Martha:- "Frankly Ralph, Henry and I don't think the word stupid belongs in the vocabulary of a civil and democratic society."

Henry:- "But since you've used it, it just might be that stupid more appropriately applies to the answers that were given rather than to the questions being asked in this last session of the Alberta Legislature."

By Sandy

Saturday, December 06, 2003

Time to Fish 

A few of us have been working on this project for a few months now trying to create a place for political discussion in Alberta. We thought we might have an official announcement of this site in the New Year after we got things working a little better but, like politics, things don’t always get better. So here we are, for better or for worse. It was time to fish or cut bait and we have decided to fish. We'll work on the glitches as we go.

To find out more about us and how you can contribute click here or on the link at the top right of this page. If you want to look at some of the past commentary they are organized by topic (click here) or by date (see right side). New links of interest will be added as we hear about them.

This government spends millions of dollars annually collecting input from Albertans and millions more telling us what we told them. We will happily provide the input part of that for free here at Ralph’s World.


Moral Support or Financial Support? 

Yesterday, one day after session ended, Minister Oberg announced that the government was "in support of" 84 of the 95 recommendations in the Learning Commission Report. Parents held their breath in anticipation . . . could it be? Could this government finally be doing the right thing for children? What is the catch?

The catch, it turns out, is that, while the government "supports" the recommendations, it is not prepared to invest the MONEY that it would take to implement them. When asked what his message to parents was around the money issue, Oberg said "Wait for the budget". This clearly means that nothing will happen, if it does at all, until the next school year.

Once again, we watch and wait . . . and so do our children.

WHEN is the next election????????????

Friday, December 05, 2003

Party Money for Leader's Pleasure 

I read with interest an article in today's Edmonton Journal in which Premier Klein talked about a special fund for his pleasure. Click here to read the article. The premier said and I quote "It's my money," he said. "I mean, it's the party's money for my pleasure. But it's my money."

My feeling is that some clarification of the size and use of these funds would be in the public interest. Consequently I have sent the following e-mail addressed to the leaders of our three main parties; - Premier Klein, Ken Nicol, and Raj Pannu.

To: Leaders of the Alberta PC, Liberal and NDP Parties

Subject: Party Money for use at the Leader's Pleasure

To further assist me in understanding the ways of politics in Alberta could you please answer the following questions regarding the use of your party's funds for use by your leader. This question was prompted by Premier Klein's recent discussion regarding his acceptance of private flights for personal use. The Premier is quoted as saying "It's my money," he said. "I mean, it's the party's money for my pleasure.
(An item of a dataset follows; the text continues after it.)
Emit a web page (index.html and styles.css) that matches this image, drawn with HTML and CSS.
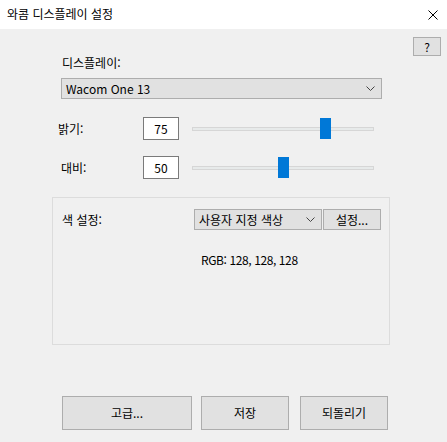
FILE: index.html
```html
<!DOCTYPE html>
<html lang="ko">
<head>
  <meta charset="UTF-8">
  <title>와콤 디스플레이 설정</title>
  <link rel="stylesheet" href="styles.css">
</head>
<body>
  <div class="window">
    <div class="titlebar">
      <span class="title">와콤 디스플레이 설정</span>
      <svg class="close" width="10" height="10" viewBox="0 0 10 10">
        <path d="M0.5 0.5 L9.5 9.5 M9.5 0.5 L0.5 9.5" stroke="#000" stroke-width="1" fill="none"/>
      </svg>
    </div>

    <div class="client">
      <div class="help-row">
        <button class="btn help">?</button>
      </div>

      <div class="display-label">디스플레이:</div>
      <div class="combo display-combo">
        <span>Wacom One 13</span>
        <svg class="chev" width="9" height="5" viewBox="0 0 9 5"><path d="M0.5 0.5 L4.5 4.5 L8.5 0.5" stroke="#444" fill="none"/></svg>
      </div>

      <div class="slider-row brightness">
        <span class="row-label">밝기:</span>
        <div class="num-box">75</div>
        <div class="slider" data-value="75">
          <div class="track"></div>
          <div class="thumb"></div>
        </div>
      </div>

      <div class="slider-row contrast">
        <span class="row-label">대비:</span>
        <div class="num-box">50</div>
        <div class="slider" data-value="50">
          <div class="track"></div>
          <div class="thumb"></div>
        </div>
      </div>

      <div class="group">
        <div class="color-row">
          <span class="color-label">색 설정:</span>
          <div class="combo color-combo">
            <span>사용자 지정 색상</span>
            <svg class="chev" width="9" height="5" viewBox="0 0 9 5"><path d="M0.5 0.5 L4.5 4.5 L8.5 0.5" stroke="#444" fill="none"/></svg>
          </div>
          <button class="btn setup">설정...</button>
        </div>
        <div class="rgb">RGB: 128, 128, 128</div>
      </div>

      <div class="bottom-buttons">
        <button class="btn wide">고급...</button>
        <button class="btn normal save">저장</button>
        <button class="btn normal">되돌리기</button>
      </div>
    </div>
  </div>

  <script>
    // place slider thumbs from their value
    document.querySelectorAll('.slider').forEach(slider => {
      const value = Number(slider.dataset.value);
      const thumb = slider.querySelector('.thumb');
      const room = slider.clientWidth - 11;
      thumb.style.left = `${Math.round(room * value / 100)}px`;
    });
  </script>
</body>
</html>
```

FILE: styles.css
```css
* {
  box-sizing: border-box;
}
body {
  margin: 0;
  font-family: "Noto Sans CJK KR", "Noto Sans", sans-serif;
  font-size: 12px;
  color: #000;
  background: #f0f0f0;
}
.window {
  width: 447px;
  height: 442px;
  display: flex;
  flex-direction: column;
}
.titlebar {
  height: 29px;
  background: #fff;
  display: flex;
  align-items: center;
  justify-content: space-between;
  padding: 0 9px 0 7px;
}
.title {
  font-size: 12px;
  line-height: 16px;
  margin-top: -1px;
}
.close {
  margin-top: 1px;
}
.client {
  flex: 1;
  background: #f0f0f0;
  display: flex;
  flex-direction: column;
}
.btn {
  font-family: inherit;
  font-size: 12px;
  line-height: 14px;
  background: #e1e1e1;
  border: 1px solid #adadad;
  color: #000;
  padding: 0;
  margin: 0;
  display: flex;
  align-items: center;
  justify-content: center;
}
.help-row {
  display: flex;
  justify-content: flex-end;
  padding: 8px 6px 0 0;
}
.help {
  width: 28px;
  height: 19px;
}
.display-label {
  margin: 0 0 0 62px;
  line-height: 14px;
  height: 14px;
}
.combo {
  background: #e1e1e1;
  border: 1px solid #adadad;
  display: flex;
  align-items: center;
  justify-content: space-between;
  height: 21px;
  line-height: 14px;
  padding: 0 6px 0 4px;
}
.display-combo {
  margin: 8px 0 0 61px;
  width: 321px;
}
.slider-row {
  display: flex;
  align-items: center;
  height: 23px;
  line-height: 14px;
}
.brightness {
  margin-top: 18px;
}
.contrast {
  margin-top: 16px;
}
.row-label {
  width: 85px;
  padding-left: 58px;
  box-sizing: content-box;
}
.contrast .row-label {
  padding-left: 61px;
  width: 82px;
}
.num-box {
  width: 36px;
  height: 23px;
  background: #fff;
  border: 1px solid #7a7a7a;
  display: flex;
  align-items: center;
  justify-content: center;
}
.slider {
  position: relative;
  width: 182px;
  height: 21px;
  margin-left: 13px;
  display: flex;
  align-items: center;
}
.track {
  width: 100%;
  height: 4px;
  margin-top: 1px;
  background: #e7eaea;
  border: 1px solid #d6d6d6;
}
.thumb {
  position: absolute;
  top: 0;
  width: 11px;
  height: 21px;
  background: #0078d7;
}
.group {
  margin: 18px 0 0 52px;
  width: 338px;
  height: 148px;
  border: 1px solid #dcdcdc;
  padding: 11px 0 0 9px;
}
.color-row {
  display: flex;
  align-items: center;
  height: 21px;
  line-height: 14px;
}
.color-label {
  width: 132px;
}
.color-combo {
  width: 128px;
  padding-right: 6px;
}
.setup {
  width: 58px;
  height: 21px;
  margin-left: 1px;
}
.rgb {
  margin: 23px 0 0 139px;
  line-height: 14px;
  letter-spacing: -0.4px;
}
.bottom-buttons {
  display: flex;
  margin: 51px 0 0 62px;
}
.bottom-buttons .btn {
  height: 34px;
}
.wide {
  width: 130px;
}
.normal {
  width: 88px;
}
.save {
  margin: 0 11px 0 9px;
}
```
But it's my money."

The questions I have are:

1. What is the current size of your party's fund set aside for this purpose and how much typically is spent per year from this fund?

2. Specifically, what types of transactions is the money used for? Could you provide some recent examples with their associated costs?

3. Does your fund come from political contributions which are eligible for an income tax credit for political contributions? If the answer is yes, is this not equivalent to the Alberta Tax Payer subsidizing this fund? If this is not the source of funds, could you please say what is?

Thank you in advance for your consideration of this issue. I look forward to your response. If you have any questions, please do not hesitate to contact me.

Yours truly

John Slow

As always, I will post any responses if and when I receive them.